The numbers tell a story of quiet revolution: global foldable display shipments will hit 50 million units in 2025, with the market barreling toward $60 billion by 2028. Samsung, Huawei, and Motorola aren’t just selling gadgets—they’re selling spatial freedom. This isn’t just about sales figures. It’s about rewiring our fundamental expectations of what devices can become.
Digital interfaces are spilling out of fixed, flat slabs into shapes that actually serve human contexts. The Lenovo ThinkPad X1 Fold transforms from laptop to dual-screen workstation. TCL’s rollable displays literally unspool when you need more screen real estate, then retract for portability. Automotive dashboards now curve toward drivers like OLED display sculptures.
This shift mirrors how we’ve reimagined other aspects of life—remote work killed the fixed office, modular furniture adapts to small spaces, even our social lives bend around hybrid gatherings.
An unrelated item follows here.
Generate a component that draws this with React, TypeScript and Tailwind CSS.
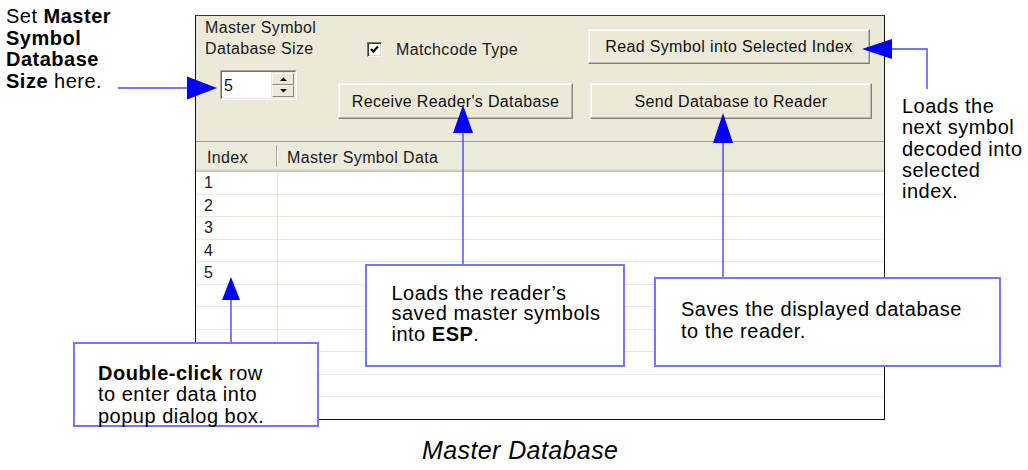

Now our screens are learning the same flexibility.
The psychology runs deeper than convenience. Foldable tech is teaching us to expect our environment to adapt rather than forcing us to accommodate static objects. Your phone becomes a tablet for presentations, then shrinks for texting. Your dashboard stretches when you’re navigating, contracts when you’re not.
Cost and durability concerns persist—these devices still command premium prices and face questions about long-term hinge reliability. But the trajectory is clear: we’re entering an era where rigid rectangles feel as outdated as rotary phones. Soon, you might wonder why any screen stays just one shape.